+++ Collected material

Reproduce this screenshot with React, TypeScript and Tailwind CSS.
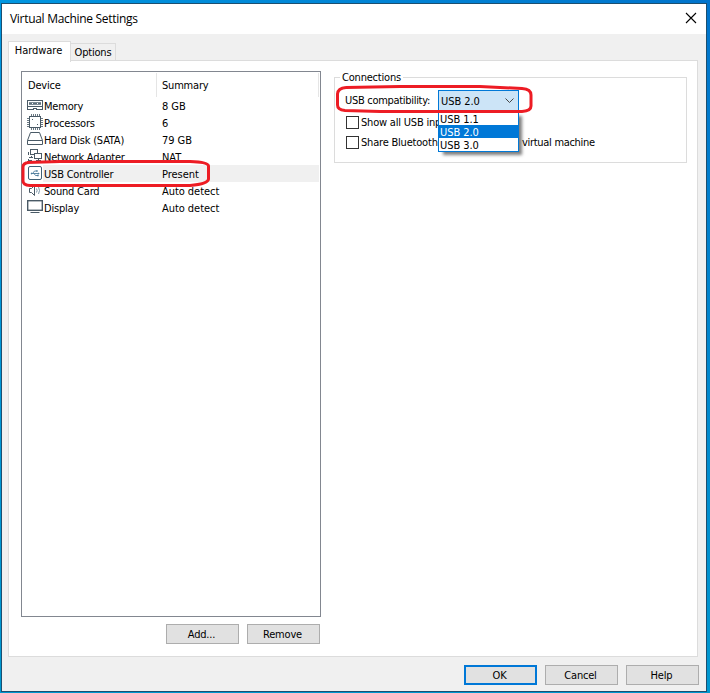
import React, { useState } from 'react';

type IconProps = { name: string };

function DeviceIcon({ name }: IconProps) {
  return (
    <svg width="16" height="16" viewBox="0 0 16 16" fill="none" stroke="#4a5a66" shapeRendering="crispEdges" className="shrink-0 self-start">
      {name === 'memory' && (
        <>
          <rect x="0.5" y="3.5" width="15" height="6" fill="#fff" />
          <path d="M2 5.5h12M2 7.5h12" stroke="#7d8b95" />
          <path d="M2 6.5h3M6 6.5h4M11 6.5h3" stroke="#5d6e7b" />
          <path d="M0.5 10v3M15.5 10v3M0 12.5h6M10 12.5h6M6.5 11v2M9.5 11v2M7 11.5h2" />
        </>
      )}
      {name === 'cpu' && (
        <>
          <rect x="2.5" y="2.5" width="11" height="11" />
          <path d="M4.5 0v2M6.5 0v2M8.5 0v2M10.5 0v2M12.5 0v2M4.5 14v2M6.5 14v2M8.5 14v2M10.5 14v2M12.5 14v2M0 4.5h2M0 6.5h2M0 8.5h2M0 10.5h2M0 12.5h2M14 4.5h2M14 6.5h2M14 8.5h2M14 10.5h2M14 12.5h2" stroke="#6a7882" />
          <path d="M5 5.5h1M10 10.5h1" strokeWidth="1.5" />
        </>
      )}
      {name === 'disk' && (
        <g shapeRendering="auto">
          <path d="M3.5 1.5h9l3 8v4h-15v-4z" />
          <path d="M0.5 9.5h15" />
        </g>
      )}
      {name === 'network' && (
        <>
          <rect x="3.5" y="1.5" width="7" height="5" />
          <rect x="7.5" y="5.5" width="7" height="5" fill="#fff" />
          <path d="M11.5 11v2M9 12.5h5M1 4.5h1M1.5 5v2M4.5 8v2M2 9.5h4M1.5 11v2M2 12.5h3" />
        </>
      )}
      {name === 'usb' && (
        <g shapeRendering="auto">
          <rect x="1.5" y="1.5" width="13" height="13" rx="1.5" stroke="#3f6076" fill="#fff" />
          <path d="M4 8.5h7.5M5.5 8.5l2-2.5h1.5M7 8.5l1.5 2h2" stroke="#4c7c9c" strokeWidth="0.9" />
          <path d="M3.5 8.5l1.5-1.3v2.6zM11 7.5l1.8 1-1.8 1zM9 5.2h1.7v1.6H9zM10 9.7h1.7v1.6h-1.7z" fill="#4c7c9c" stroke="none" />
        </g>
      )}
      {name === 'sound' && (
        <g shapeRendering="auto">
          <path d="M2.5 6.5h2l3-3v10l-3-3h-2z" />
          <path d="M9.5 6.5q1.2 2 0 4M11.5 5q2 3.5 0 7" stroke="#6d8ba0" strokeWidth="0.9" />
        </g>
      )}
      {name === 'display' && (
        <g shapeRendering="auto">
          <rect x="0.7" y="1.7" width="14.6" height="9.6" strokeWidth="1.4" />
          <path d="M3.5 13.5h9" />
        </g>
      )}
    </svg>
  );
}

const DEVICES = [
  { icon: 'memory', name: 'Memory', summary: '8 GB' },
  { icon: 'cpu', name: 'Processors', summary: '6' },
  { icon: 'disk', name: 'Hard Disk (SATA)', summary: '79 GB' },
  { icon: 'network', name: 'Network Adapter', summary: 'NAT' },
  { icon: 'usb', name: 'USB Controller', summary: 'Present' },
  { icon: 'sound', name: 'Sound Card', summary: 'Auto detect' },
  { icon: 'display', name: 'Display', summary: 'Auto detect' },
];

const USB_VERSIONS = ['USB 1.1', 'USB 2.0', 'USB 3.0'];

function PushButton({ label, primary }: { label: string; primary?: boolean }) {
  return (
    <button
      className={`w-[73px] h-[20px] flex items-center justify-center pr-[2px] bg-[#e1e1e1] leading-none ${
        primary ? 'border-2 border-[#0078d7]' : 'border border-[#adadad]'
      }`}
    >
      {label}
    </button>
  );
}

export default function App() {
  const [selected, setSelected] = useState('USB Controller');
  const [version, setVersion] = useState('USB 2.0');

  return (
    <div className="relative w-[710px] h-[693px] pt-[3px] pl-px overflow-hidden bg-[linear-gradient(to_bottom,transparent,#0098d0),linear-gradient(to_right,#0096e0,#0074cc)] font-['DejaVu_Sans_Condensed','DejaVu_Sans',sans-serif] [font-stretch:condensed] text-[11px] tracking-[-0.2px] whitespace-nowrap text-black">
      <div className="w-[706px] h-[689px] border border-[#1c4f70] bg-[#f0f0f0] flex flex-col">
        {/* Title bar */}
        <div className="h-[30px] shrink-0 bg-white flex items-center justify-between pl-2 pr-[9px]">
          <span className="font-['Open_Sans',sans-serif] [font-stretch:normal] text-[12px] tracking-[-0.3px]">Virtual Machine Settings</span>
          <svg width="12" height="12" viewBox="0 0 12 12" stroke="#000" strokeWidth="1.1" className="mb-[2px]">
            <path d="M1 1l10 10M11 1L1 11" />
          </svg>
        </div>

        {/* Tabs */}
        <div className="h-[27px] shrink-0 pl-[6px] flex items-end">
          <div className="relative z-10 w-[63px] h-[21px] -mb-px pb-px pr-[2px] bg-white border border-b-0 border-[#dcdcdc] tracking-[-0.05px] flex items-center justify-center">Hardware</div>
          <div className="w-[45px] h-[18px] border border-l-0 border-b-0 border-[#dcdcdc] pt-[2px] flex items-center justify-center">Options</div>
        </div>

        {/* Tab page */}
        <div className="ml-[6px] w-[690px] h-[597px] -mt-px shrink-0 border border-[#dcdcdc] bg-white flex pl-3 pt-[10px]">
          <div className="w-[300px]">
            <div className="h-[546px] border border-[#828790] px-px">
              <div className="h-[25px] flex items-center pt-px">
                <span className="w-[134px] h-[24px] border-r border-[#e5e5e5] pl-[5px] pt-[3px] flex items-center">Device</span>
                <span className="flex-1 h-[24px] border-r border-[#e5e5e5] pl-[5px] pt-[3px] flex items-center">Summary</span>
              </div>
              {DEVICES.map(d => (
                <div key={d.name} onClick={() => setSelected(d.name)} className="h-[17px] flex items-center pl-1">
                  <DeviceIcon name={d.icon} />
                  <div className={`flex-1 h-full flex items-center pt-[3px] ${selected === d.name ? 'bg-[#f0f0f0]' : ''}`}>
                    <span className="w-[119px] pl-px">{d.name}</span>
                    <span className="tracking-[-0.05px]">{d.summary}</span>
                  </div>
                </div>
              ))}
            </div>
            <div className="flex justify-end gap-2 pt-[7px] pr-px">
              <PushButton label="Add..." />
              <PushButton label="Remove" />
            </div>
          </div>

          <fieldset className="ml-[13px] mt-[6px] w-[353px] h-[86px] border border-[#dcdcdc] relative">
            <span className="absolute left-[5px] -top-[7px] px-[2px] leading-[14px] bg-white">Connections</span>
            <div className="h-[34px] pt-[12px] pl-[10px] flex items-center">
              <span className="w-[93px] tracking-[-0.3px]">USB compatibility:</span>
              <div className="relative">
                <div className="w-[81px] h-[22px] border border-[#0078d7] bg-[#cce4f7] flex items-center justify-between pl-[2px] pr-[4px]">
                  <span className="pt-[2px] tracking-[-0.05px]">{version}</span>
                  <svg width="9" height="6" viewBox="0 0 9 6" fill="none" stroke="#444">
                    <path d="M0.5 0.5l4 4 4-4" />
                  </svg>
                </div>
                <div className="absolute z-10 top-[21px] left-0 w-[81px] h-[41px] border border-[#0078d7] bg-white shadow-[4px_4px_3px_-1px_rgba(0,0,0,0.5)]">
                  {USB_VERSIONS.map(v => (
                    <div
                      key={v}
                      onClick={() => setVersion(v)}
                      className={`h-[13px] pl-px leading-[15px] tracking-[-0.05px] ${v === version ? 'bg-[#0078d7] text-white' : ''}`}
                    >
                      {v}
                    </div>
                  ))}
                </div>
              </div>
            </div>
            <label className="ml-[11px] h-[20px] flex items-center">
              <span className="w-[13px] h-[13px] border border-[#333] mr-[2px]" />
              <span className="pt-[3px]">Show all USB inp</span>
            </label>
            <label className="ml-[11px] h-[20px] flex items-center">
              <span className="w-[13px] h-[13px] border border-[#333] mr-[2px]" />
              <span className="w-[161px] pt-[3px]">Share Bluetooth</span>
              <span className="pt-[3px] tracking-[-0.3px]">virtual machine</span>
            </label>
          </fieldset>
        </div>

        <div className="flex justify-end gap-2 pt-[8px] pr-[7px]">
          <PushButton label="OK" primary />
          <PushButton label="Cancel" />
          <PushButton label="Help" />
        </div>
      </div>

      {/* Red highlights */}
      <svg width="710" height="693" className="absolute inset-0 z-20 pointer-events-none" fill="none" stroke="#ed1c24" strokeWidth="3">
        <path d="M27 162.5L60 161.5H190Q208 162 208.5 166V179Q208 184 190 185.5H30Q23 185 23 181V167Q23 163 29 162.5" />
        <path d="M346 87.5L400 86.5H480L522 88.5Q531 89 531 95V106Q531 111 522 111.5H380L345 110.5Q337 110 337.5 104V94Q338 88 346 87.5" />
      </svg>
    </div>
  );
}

++++++

Scan the material above. Copy each line that holds the word "React".

Reproduce this screenshot with React, TypeScript and Tailwind CSS.
import React, { useState } from 'react';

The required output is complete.